The ancient look of Mang Lang Church. Just a small church but it holds a long history of Vietnamese Catholicism.
35 kilometers from Tuy Hoa city, and a 15-minute drive from Da Dia Reef, Mang Lang church is one of the oldest Catholic churches in Vietnam. It was built in 1892 by Father Joseph Lacassagne, a Frech missionary, in gothic architecture, featuring intricate patterns and flowery details. Here, you can learn about Roman catholic history in this province. But make sure you won’t miss the most interesting part of the church as many people do. On the right of the church, you will see a low hill that is actually an artificial hill. The secret is hidden under that hill. That’s the chapel to celebrate Blessed Andrew of Phu Yen - the first Christian martyr of Vietnam and display the Catechism Divided Into Eight Days, the first-ever book to be written in quốc ngữ, the modern Vietnamese script, printed in Rome in 1615.
Visit Dai Lanh Lighthouse if you want to see the first sunlight in Vietnam.
This landmark is also famous for its spectacular beach views over the enchanting turquoise water at Bai Mon beach.
Dai Lanh Lighthouse, or Mui Dien Lighthouse, was built by the French in the 19th century. It is considered one of some places in Vietnam to see the first sunrise. The 110 steps of the tower bring you to the watch deck where you are left in awe for a bird's eye view of the stunning seascape with crystal clear water embracing the towering rugged cliffs.
Red bricks are a typical icon in Cham architecture. If you travel the south-center coastline, there is always a chance to pass by a Cham tower that is easy to recognize for its outstanding architecture and color.
22 kilometers from the city center, Nhan Tower is iconic of Phu Yen city, honoring the unique architecture of Cham ethnic people. The religious complex is dated back to the 12th century, built entirely of red bricks which are typical for Cham architecture. From a distance, visitors can see a symbol of Linga on the top of the tower representing Shiva - a god of Cham culture. The adhesives used to join bricks together in Cham architectures still remains a mystery so far.
Thanks to its beautiful location on Nhan mountain Nhan Tower is the perfect place to see the whole city lying on the bank of the Da Rang River.
January to March is the best time to visit Phu Yen when the temperature is around 20 degrees Celsius and it rarely has rain. Summertime, April to August, is quite hot but it’s still a nice time as there is less rain. Stay away from June and July if you don’t like the crowded. This time is the peak season for domestic visitors. September to December is the rainy season in Phu Yen and you might get caught in a downpour a few times a day.

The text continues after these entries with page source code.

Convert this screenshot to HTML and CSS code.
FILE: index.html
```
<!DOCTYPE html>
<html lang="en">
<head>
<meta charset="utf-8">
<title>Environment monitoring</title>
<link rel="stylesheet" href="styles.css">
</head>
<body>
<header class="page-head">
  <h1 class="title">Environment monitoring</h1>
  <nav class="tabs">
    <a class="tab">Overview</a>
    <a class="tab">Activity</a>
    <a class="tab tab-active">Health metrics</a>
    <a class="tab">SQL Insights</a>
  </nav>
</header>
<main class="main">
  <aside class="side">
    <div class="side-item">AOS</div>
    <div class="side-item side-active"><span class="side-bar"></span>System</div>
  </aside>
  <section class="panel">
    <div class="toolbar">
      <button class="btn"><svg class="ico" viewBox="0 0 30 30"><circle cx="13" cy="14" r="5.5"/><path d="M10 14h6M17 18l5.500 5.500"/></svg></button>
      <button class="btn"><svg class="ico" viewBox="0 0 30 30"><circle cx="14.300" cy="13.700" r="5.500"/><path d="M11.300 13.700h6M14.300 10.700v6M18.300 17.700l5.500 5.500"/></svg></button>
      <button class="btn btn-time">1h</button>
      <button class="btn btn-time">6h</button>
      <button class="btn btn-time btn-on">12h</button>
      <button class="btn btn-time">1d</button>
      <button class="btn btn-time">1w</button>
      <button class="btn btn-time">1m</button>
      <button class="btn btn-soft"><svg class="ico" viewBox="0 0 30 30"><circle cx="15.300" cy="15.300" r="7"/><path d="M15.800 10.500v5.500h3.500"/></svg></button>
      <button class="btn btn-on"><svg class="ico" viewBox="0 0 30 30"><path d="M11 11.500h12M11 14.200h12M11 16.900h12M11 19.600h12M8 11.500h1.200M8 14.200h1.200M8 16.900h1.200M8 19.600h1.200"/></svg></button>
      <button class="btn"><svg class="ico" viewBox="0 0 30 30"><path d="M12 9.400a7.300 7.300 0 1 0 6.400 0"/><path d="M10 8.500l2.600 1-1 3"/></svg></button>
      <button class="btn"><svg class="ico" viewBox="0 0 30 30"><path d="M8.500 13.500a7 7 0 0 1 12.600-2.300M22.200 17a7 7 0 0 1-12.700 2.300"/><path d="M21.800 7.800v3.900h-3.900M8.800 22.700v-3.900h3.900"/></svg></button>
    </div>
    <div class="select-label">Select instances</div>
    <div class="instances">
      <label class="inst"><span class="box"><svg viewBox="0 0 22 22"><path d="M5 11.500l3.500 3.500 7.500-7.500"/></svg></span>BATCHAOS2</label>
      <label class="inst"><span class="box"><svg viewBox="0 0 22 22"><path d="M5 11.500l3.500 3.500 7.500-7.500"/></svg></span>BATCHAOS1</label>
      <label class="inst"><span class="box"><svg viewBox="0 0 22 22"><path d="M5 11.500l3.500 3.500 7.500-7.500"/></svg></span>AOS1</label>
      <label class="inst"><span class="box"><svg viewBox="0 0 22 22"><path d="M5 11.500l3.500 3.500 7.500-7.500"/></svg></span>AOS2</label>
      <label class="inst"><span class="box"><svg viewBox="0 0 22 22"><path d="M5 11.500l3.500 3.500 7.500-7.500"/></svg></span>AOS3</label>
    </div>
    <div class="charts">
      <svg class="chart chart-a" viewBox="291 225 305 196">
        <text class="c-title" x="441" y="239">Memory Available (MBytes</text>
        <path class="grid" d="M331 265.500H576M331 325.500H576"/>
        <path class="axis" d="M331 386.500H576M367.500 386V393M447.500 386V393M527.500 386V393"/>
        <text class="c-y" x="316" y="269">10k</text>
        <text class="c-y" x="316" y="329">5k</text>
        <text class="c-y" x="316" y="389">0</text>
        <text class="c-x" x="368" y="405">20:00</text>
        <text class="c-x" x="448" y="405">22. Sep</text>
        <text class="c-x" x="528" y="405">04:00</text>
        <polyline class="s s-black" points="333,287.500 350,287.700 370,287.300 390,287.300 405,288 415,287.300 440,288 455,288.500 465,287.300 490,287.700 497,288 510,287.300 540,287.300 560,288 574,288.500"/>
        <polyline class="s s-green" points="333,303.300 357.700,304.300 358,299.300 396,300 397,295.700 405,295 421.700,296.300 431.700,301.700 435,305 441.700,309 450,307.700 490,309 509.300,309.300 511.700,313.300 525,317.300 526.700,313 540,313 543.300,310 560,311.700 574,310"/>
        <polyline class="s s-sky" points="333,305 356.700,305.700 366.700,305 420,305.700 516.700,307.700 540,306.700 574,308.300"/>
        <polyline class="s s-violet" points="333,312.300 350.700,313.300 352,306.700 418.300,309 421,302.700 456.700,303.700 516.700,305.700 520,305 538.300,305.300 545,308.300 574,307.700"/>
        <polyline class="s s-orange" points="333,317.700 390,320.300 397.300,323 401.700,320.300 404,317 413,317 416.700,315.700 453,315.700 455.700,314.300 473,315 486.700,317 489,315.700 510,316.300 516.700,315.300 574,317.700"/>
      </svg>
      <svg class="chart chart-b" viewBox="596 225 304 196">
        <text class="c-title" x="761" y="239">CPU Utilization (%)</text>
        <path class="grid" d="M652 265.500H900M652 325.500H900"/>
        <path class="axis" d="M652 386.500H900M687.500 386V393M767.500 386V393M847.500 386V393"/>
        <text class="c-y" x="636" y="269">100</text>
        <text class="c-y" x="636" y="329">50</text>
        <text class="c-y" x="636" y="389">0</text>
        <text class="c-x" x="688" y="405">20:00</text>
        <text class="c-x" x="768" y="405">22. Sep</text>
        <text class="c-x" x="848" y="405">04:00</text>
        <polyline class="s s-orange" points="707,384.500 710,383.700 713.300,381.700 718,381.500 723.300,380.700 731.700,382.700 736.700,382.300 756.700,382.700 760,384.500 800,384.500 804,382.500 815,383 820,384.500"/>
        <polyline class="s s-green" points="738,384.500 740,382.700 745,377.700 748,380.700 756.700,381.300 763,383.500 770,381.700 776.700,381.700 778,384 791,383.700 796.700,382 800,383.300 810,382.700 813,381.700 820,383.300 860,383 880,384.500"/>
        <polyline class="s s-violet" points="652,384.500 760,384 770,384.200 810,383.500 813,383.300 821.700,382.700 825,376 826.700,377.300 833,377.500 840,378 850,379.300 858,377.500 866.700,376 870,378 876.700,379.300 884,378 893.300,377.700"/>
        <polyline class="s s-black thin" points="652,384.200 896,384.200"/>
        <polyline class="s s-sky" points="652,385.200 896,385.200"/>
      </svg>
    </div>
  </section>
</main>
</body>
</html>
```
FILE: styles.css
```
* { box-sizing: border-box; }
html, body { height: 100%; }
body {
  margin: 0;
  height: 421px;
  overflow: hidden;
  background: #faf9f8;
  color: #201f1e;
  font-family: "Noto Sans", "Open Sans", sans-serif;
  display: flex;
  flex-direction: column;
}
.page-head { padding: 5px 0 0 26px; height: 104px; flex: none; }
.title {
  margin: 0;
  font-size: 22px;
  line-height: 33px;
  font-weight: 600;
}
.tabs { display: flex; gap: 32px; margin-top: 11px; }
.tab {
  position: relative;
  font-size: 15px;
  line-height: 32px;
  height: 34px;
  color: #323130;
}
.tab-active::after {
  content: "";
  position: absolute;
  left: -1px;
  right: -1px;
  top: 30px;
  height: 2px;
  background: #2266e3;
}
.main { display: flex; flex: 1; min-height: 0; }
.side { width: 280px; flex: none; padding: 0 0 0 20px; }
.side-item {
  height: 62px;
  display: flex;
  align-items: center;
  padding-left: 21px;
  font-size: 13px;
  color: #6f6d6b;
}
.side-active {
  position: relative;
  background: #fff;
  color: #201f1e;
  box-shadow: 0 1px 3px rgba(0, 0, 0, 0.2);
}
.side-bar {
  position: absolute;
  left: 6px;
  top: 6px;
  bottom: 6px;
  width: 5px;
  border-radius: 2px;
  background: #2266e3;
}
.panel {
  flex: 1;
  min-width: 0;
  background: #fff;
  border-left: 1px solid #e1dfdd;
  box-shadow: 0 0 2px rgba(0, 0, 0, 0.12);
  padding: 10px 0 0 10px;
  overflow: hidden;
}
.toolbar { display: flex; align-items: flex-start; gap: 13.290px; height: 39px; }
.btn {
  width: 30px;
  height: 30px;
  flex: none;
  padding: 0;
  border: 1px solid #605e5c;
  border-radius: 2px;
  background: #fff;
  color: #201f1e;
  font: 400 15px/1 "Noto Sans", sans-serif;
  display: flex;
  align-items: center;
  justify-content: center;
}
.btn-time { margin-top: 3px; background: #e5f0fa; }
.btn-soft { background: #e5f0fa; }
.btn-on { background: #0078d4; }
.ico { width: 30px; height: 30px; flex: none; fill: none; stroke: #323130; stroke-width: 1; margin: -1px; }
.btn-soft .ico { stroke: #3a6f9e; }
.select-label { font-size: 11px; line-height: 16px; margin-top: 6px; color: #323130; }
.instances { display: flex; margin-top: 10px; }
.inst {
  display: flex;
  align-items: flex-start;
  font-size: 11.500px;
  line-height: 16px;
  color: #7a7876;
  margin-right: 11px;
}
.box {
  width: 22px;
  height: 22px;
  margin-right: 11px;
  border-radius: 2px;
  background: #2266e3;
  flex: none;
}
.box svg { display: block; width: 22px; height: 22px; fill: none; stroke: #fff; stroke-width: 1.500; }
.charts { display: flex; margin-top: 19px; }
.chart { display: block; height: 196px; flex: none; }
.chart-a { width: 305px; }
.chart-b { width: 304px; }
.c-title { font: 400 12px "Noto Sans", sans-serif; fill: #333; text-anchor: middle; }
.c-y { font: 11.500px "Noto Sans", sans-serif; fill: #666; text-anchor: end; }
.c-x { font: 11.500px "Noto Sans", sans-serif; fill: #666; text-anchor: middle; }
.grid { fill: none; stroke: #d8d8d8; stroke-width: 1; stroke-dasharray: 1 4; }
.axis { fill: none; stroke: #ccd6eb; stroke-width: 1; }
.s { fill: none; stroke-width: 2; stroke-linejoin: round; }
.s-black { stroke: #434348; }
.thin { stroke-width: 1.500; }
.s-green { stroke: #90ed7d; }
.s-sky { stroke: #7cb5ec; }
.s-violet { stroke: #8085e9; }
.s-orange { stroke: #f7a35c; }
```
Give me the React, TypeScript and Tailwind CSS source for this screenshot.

There are many ways to get to Tuy Hoa, the city of Phu Yen. It’s easy to take a flight from major cities like Hanoi and Saigon to Tuy Hoa airport. From here, there is only 10 kilometers away from the city center. Traveling by train is also convenient because Tuy Hoa Railway Station is situated on the north-south railway line. From many places in the country, you can catch a train to Phu Yen and immerse yourself in the beautiful sceneries on the way. If you are at Nha Trang or Buon Ma Thuot, you can take a road trip to Phu Yen and enjoy all the poetic sceneries along the way.